Now, banks want that erased.
Rather than reopening GENIUS directly, which would be politically messy and invite a public fight, banking trade groups are attempting something more subtle: rewriting stablecoin economics through the CLARITY Act, under the banner of “market structure.”
This is legislative jiu-jitsu. Lose one bill, reshape the next.
And the newest proposed compromise is circling the Senate: Allow rewards tied to activity (transactions), but prohibit rewards tied to passive balances.
On paper, it sounds reasonable.
In practice, it’s vague, easy to game, hard to enforce and designed less around consumer protection than around suppressing competition.

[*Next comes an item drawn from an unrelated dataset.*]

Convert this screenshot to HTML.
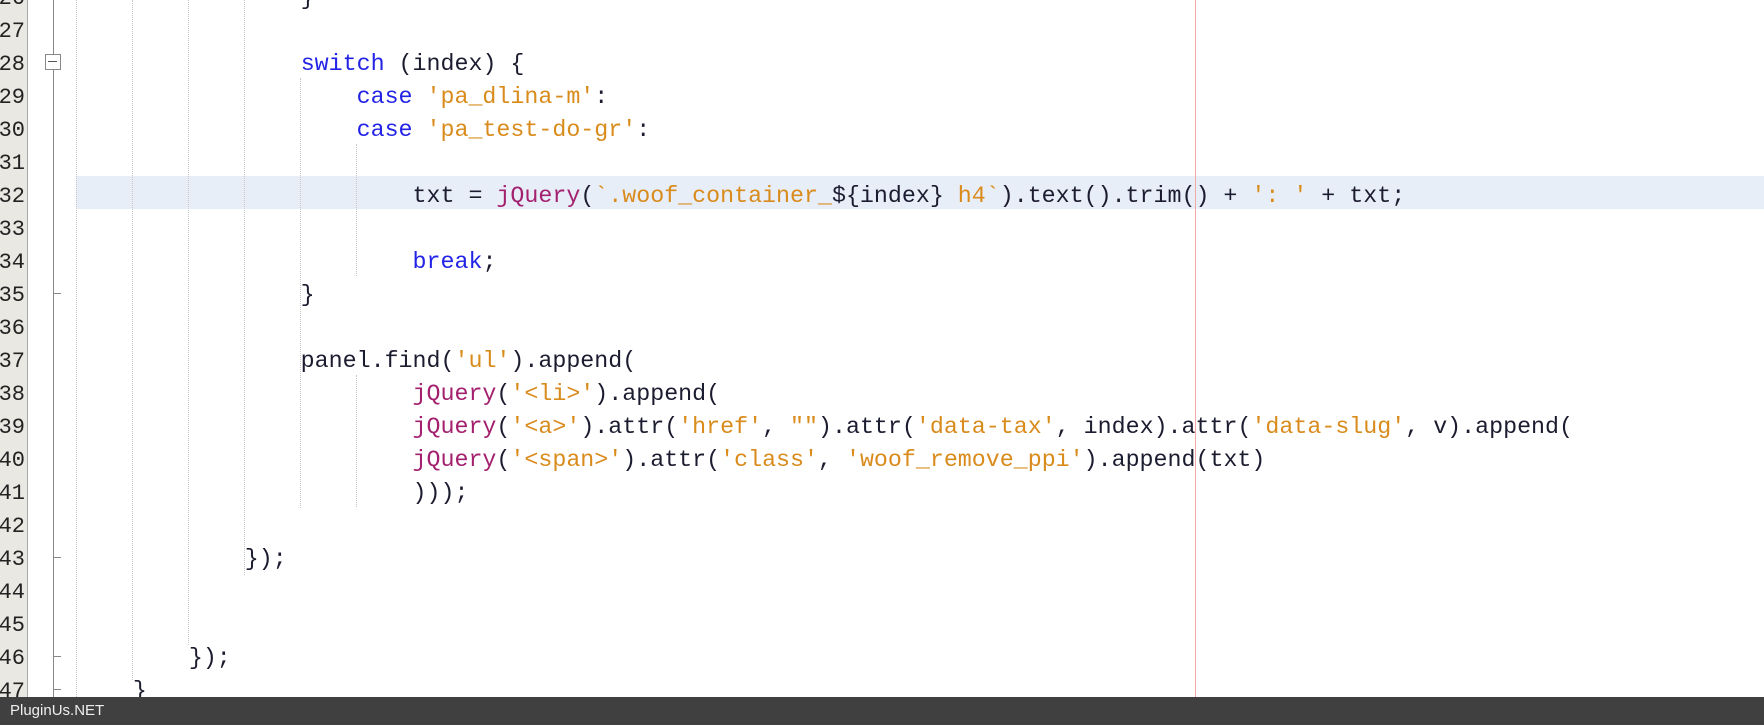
<!DOCTYPE html>
<html><head><meta charset="utf-8"><style>
body{margin:0;width:1764px;height:725px;overflow:hidden;background:#fff;position:relative;font-family:"Liberation Mono",monospace;}
.g{position:absolute;left:0;top:0;width:27px;height:697px;background:#e9e8e2;border-right:1px solid #a8a8a8;overflow:hidden}
.gt{position:absolute;left:0;top:3px;width:27px;height:694px}
.n{position:absolute;right:2px;font-size:22px;color:#222;line-height:33px;font-family:"Liberation Mono",monospace}
.l{position:absolute;left:77px;font-size:23.3px;line-height:33px;white-space:pre;color:#1c1c30}
.k{color:#2323e6}.s{color:#d98b1c}.j{color:#a3206e}
.v{position:absolute;width:0;border-left:1px dotted #c8c8c8}
.hl{position:absolute;left:76px;right:0;top:176px;height:33px;background:#e8eef8}
.foot{position:absolute;left:0;top:697px;width:1764px;height:28px;background:#404040;color:#eee;font-family:"Liberation Sans",sans-serif;font-size:15px;line-height:28px;padding-left:10px;box-sizing:border-box}
.t{position:absolute;left:0;top:3px;width:1764px;height:694px}
</style></head><body>
<div class="hl"></div>
<div class="g">
<div class="gt">
<div class="n" style="top:-21px">26</div><div class="n" style="top:12px">27</div><div class="n" style="top:45px">28</div><div class="n" style="top:78px">29</div><div class="n" style="top:111px">30</div><div class="n" style="top:144px">31</div><div class="n" style="top:177px">32</div><div class="n" style="top:210px">33</div><div class="n" style="top:243px">34</div><div class="n" style="top:276px">35</div><div class="n" style="top:309px">36</div><div class="n" style="top:342px">37</div><div class="n" style="top:375px">38</div><div class="n" style="top:408px">39</div><div class="n" style="top:441px">40</div><div class="n" style="top:474px">41</div><div class="n" style="top:507px">42</div><div class="n" style="top:540px">43</div><div class="n" style="top:573px">44</div><div class="n" style="top:606px">45</div><div class="n" style="top:639px">46</div><div class="n" style="top:672px">47</div>
</div></div>
<div style="position:absolute;left:53px;top:0;width:1px;height:697px;background:#888"></div>
<div style="position:absolute;left:45px;top:54px;width:14px;height:14px;border:1px solid #888;background:#fff"></div>
<div style="position:absolute;left:48px;top:61px;width:9px;height:1px;background:#555"></div>
<div style="position:absolute;left:53px;top:293px;width:8px;height:1px;background:#888"></div>
<div style="position:absolute;left:53px;top:557px;width:8px;height:1px;background:#888"></div>
<div style="position:absolute;left:53px;top:656px;width:8px;height:1px;background:#888"></div>
<div style="position:absolute;left:53px;top:689px;width:8px;height:1px;background:#888"></div>
<div class="v" style="left:76px;top:0;height:697px"></div>
<div class="v" style="left:132px;top:0;height:680px"></div>
<div class="v" style="left:188px;top:0;height:645px"></div>
<div class="v" style="left:244px;top:0;height:575px"></div>
<div class="v" style="left:300px;top:78px;height:430px"></div>
<div class="v" style="left:356px;top:144px;height:132px"></div>
<div class="v" style="left:356px;top:375px;height:132px"></div>
<div style="position:absolute;left:1195px;top:0;width:1px;height:697px;background:#f4a8a8"></div>
<div class="t">
<div class="l" style="top:-21px">                }</div>
<div class="l" style="top:45px">                <span class="k">switch</span> (index) {</div>
<div class="l" style="top:78px">                    <span class="k">case</span> <span class="s">'pa_dlina-m'</span>:</div>
<div class="l" style="top:111px">                    <span class="k">case</span> <span class="s">'pa_test-do-gr'</span>:</div>
<div class="l" style="top:177px">                        txt = <span class="j">jQuery</span>(<span class="s">`.woof_container_</span>${index}<span class="s"> h4`</span>).text().trim() + <span class="s">': '</span> + txt;</div>
<div class="l" style="top:243px">                        <span class="k">break</span>;</div>
<div class="l" style="top:276px">                }</div>
<div class="l" style="top:342px">                panel.find(<span class="s">'ul'</span>).append(</div>
<div class="l" style="top:375px">                        <span class="j">jQuery</span>(<span class="s">'&lt;li&gt;'</span>).append(</div>
<div class="l" style="top:408px">                        <span class="j">jQuery</span>(<span class="s">'&lt;a&gt;'</span>).attr(<span class="s">'href'</span>, <span class="s">""</span>).attr(<span class="s">'data-tax'</span>, index).attr(<span class="s">'data-slug'</span>, v).append(</div>
<div class="l" style="top:441px">                        <span class="j">jQuery</span>(<span class="s">'&lt;span&gt;'</span>).attr(<span class="s">'class'</span>, <span class="s">'woof_remove_ppi'</span>).append(txt)</div>
<div class="l" style="top:474px">                        )));</div>
<div class="l" style="top:540px">            });</div>
<div class="l" style="top:639px">        });</div>
<div class="l" style="top:672px">    }</div>
</div>
<div class="foot">PluginUs.NET</div>
</body></html>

The Markup Is a Fork in the Road
Stablecoins are becoming a global dollar infrastructure in real time. Over $300 billion is already on-chain.
The question is whether the U.S. wants to lead that transition … or regulate it out of reach.
Non-partisan banks are betting this debate happens quietly. That consumers won’t notice. That lawmakers won’t connect the dots.
Indeed, the lobby’s efforts have been fruitful. In the time it took me to write this issue, the markup — which was initially set for this Thursday, Jan. 15 — has been postponed to the end of the month.
The reason? Senators claim it’s a lack of bipartisan support. Likely because of this last-minute push.
Just yesterday, the American Bankers Association (ABA) sent a letter to members of the Senate demanding they close the “stablecoin loophole.”
Unfortunately for them, we’re watching closely.
And markup will reveal whether senators are, too.
Lawmakers now face a choice …
Side with lobbying groups protecting zero-yield bank deposits …
Or defend transparent, auditable protocols that give consumers real alternatives.
And if you have a dog in this fight, if you care about access to DeFi, stablecoin yield and open financial infrastructure, now is the moment to speak up.
Contact your senators before the markup and make it clear: the CLARITY Act should protect DeFi’s ability to compete … or it shouldn’t pass at all.
The banking lobby is betting no one is paying attention. It’s time to prove them wrong.